Stockholm-based Royal Institute of Technology (KTH), one of the partners in the Oceanbird development project, has tested the seven-meter long Oceanbird model with one wing on deck, in open water.
The wing sails are an essential part of the ship design, a wind-powered Pure Car and Truck Carrier (PCTC), aiming to slash emissions by 90 percent.
The focus of the test carried out in early October was the wing structure and keeping the rest as simple as possible, preparing for the big test in November.
“The main purpose of the test was to verify that the mechanical systems (wing actuation, structure etc.) were working as expected. The electronics was kept very simple. We controlled the wing, rudder and motors manually via Radio Control. In the coming tests, all of that will be controlled by an on board “brain” that will use wind sensors, GPS and a compass to decide how to change the sails and the rudder to follow a defined course,” said Ulysse Dhomé, Project Supervisor KTH.
Under the design concept, Oceanbird will be fitted with five wing sails, each at around 80 meters high, twice the height of those on the largest sailing vessels around today.
The ship is designed to be suitable for any deep-sea operations. The North Atlantic has been selected as the starting trade route for the ship.
Dhomé added that the boat behaved as expected, however, in low wind conditions.
“First, we were able to practice the mounting the wings, closing the hull, and launching. The mounting solution was easy enough to handle and works well, so we will use the same principle for the next three wings for the model,” he pointed out.
“We also learned about specific components. Some still had to be tested, and therefore we had prototyped them with 3D printers. Some of them failed because of the strength of the plastic. Before they failed, we could prove that the technical solution was good, and are able to go further in manufacturing the real metal pieces.”
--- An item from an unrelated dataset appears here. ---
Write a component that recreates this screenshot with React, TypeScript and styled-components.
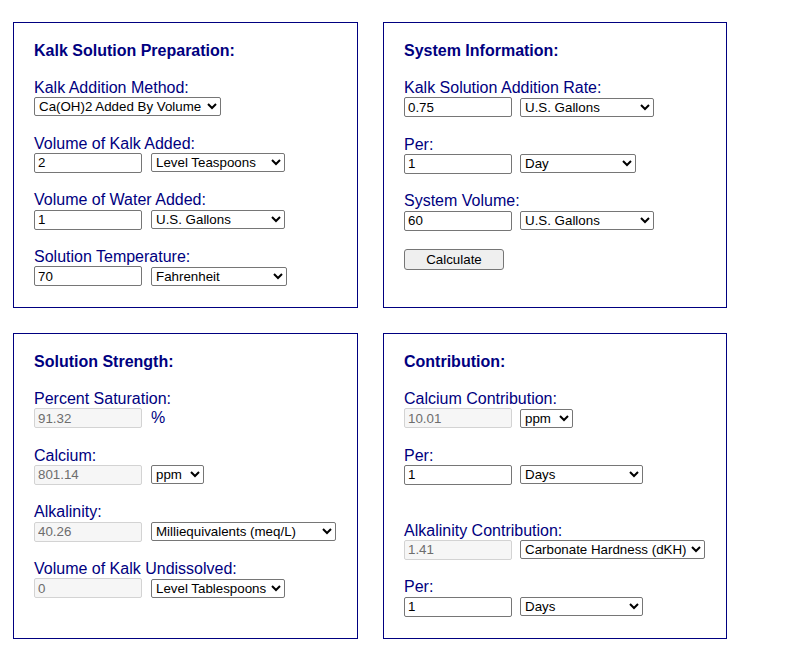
import React from "react";
import styled, { createGlobalStyle } from "styled-components";

const GlobalStyle = createGlobalStyle`
  html, body {
    margin: 0;
    padding: 0;
    background: #ffffff;
  }
  body {
    font-family: "Liberation Sans", Arial, sans-serif;
  }
`;

const Page = styled.div`
  display: grid;
  grid-template-columns: 345px 344px;
  grid-template-rows: 286px 306px;
  column-gap: 25px;
  row-gap: 25px;
  padding: 22px 0 26px 13px;
`;

const Panel = styled.section`
  box-sizing: border-box;
  border: 1px solid #000080;
  padding: 19px 20px 0 20px;
  color: #000080;
  font-size: 16px;
`;

const Title = styled.h2`
  margin: 0 0 18.4px 0;
  font-size: 16px;
  line-height: 18.4px;
  font-weight: bold;
  color: #000080;
`;

const Field = styled.div<{ $extra?: boolean }>`
  margin-bottom: ${(p) => (p.$extra ? "36.6px" : "18.3px")};
`;

const Label = styled.div`
  font-size: 16px;
  line-height: 18.4px;
  color: #000080;
`;

const Row = styled.div<{ $gap: number }>`
  display: flex;
  align-items: center;
  gap: ${(p) => p.$gap}px;
`;

const TextInput = styled.input`
  box-sizing: border-box;
  width: 108px;
  height: 20px;
  margin: 0;
  padding: 1px 3px;
  border: 1px solid #767676;
  border-radius: 2px;
  font-family: "Liberation Sans", Arial, sans-serif;
  font-size: 13.333px;
  color: #000000;
  background: #ffffff;
  outline: none;

  &:read-only {
    background: #f6f6f6;
    border-color: #d3d3d3;
    color: #6d6d6d;
  }
`;

const Select = styled.select<{ $w: number }>`
  box-sizing: border-box;
  width: ${(p) => p.$w}px;
  height: 19px;
  margin: 0;
  border: 1px solid #767676;
  border-radius: 2px;
  font-family: "Liberation Sans", Arial, sans-serif;
  font-size: 13.333px;
  color: #000000;
  background-color: #ffffff;
`;

const Unit = styled.span`
  font-size: 16px;
  line-height: 18.4px;
  color: #000080;
`;

const Button = styled.button`
  box-sizing: border-box;
  width: 100px;
  height: 21px;
  margin: 0;
  padding: 0;
  border: 1px solid #767676;
  border-radius: 3px;
  background: #efefef;
  font-family: "Liberation Sans", Arial, sans-serif;
  font-size: 13.333px;
  color: #000000;
`;

type Opt = string[];

const Drop = ({ w, options, value }: { w: number; options: Opt; value: string }) => (
  <Select $w={w} defaultValue={value}>
    {options.map((o) => (
      <option key={o} value={o}>
        {o}
      </option>
    ))}
  </Select>
);

const volumes = ["Level Teaspoons", "Level Tablespoons", "Grams", "Cups"];
const liquids = ["U.S. Gallons", "Liters", "Imperial Gallons"];
const periods = ["Day", "Week", "Hour"];
const periodsPl = ["Days", "Weeks", "Hours"];
const concs = ["ppm", "mg/L"];
const alks = ["Milliequivalents (meq/L)", "Carbonate Hardness (dKH)", "ppm CaCO3"];

export default function App() {
  return (
    <>
      <GlobalStyle />
      <Page>
        <Panel>
          <Title>Kalk Solution Preparation:</Title>
          <Field>
            <Label>Kalk Addition Method:</Label>
            <Row $gap={9}>
              <Drop
                w={187}
                value="Ca(OH)2 Added By Volume"
                options={["Ca(OH)2 Added By Volume", "Ca(OH)2 Added By Weight"]}
              />
            </Row>
          </Field>
          <Field>
            <Label>Volume of Kalk Added:</Label>
            <Row $gap={9}>
              <TextInput defaultValue="2" />
              <Drop w={134} value="Level Teaspoons" options={volumes} />
            </Row>
          </Field>
          <Field>
            <Label>Volume of Water Added:</Label>
            <Row $gap={9}>
              <TextInput defaultValue="1" />
              <Drop w={134} value="U.S. Gallons" options={liquids} />
            </Row>
          </Field>
          <Field>
            <Label>Solution Temperature:</Label>
            <Row $gap={9}>
              <TextInput defaultValue="70" />
              <Drop w={136} value="Fahrenheit" options={["Fahrenheit", "Celsius"]} />
            </Row>
          </Field>
        </Panel>

        <Panel>
          <Title>System Information:</Title>
          <Field>
            <Label>Kalk Solution Addition Rate:</Label>
            <Row $gap={8}>
              <TextInput defaultValue="0.75" />
              <Drop w={134} value="U.S. Gallons" options={liquids} />
            </Row>
          </Field>
          <Field>
            <Label>Per:</Label>
            <Row $gap={8}>
              <TextInput defaultValue="1" />
              <Drop w={116} value="Day" options={periods} />
            </Row>
          </Field>
          <Field>
            <Label>System Volume:</Label>
            <Row $gap={8}>
              <TextInput defaultValue="60" />
              <Drop w={134} value="U.S. Gallons" options={liquids} />
            </Row>
          </Field>
          <Button type="button">Calculate</Button>
        </Panel>

        <Panel>
          <Title>Solution Strength:</Title>
          <Field>
            <Label>Percent Saturation:</Label>
            <Row $gap={9}>
              <TextInput readOnly defaultValue="91.32" />
              <Unit>%</Unit>
            </Row>
          </Field>
          <Field>
            <Label>Calcium:</Label>
            <Row $gap={9}>
              <TextInput readOnly defaultValue="801.14" />
              <Drop w={53} value="ppm" options={concs} />
            </Row>
          </Field>
          <Field>
            <Label>Alkalinity:</Label>
            <Row $gap={9}>
              <TextInput readOnly defaultValue="40.26" />
              <Drop w={185} value="Milliequivalents (meq/L)" options={alks} />
            </Row>
          </Field>
          <Field>
            <Label>Volume of Kalk Undissolved:</Label>
            <Row $gap={9}>
              <TextInput readOnly defaultValue="0" />
              <Drop w={134} value="Level Tablespoons" options={volumes} />
            </Row>
          </Field>
        </Panel>

        <Panel>
          <Title>Contribution:</Title>
          <Field>
            <Label>Calcium Contribution:</Label>
            <Row $gap={8}>
              <TextInput readOnly defaultValue="10.01" />
              <Drop w={53} value="ppm" options={concs} />
            </Row>
          </Field>
          <Field $extra>
            <Label>Per:</Label>
            <Row $gap={8}>
              <TextInput defaultValue="1" />
              <Drop w={123} value="Days" options={periodsPl} />
            </Row>
          </Field>
          <Field>
            <Label>Alkalinity Contribution:</Label>
            <Row $gap={8}>
              <TextInput readOnly defaultValue="1.41" />
              <Drop w={185} value="Carbonate Hardness (dKH)" options={alks} />
            </Row>
          </Field>
          <Field>
            <Label>Per:</Label>
            <Row $gap={8}>
              <TextInput defaultValue="1" />
              <Drop w={123} value="Days" options={periodsPl} />
            </Row>
          </Field>
        </Panel>
      </Page>
    </>
  );
}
The next big step for the model is to go sailing with four wings, when the model will be equipped with many sensors and an on-board computer to control the boat.
KTH expects to have everything ready at the beginning of November.
“Hopefully from mid-November, the boat is ready to sail almost every day and we can perform intensive testing!” he added.
The project development is led by Sweden-based Wallenius Marine.
The first full-scale vessel from the project is expected to be delivered at the end of 2024.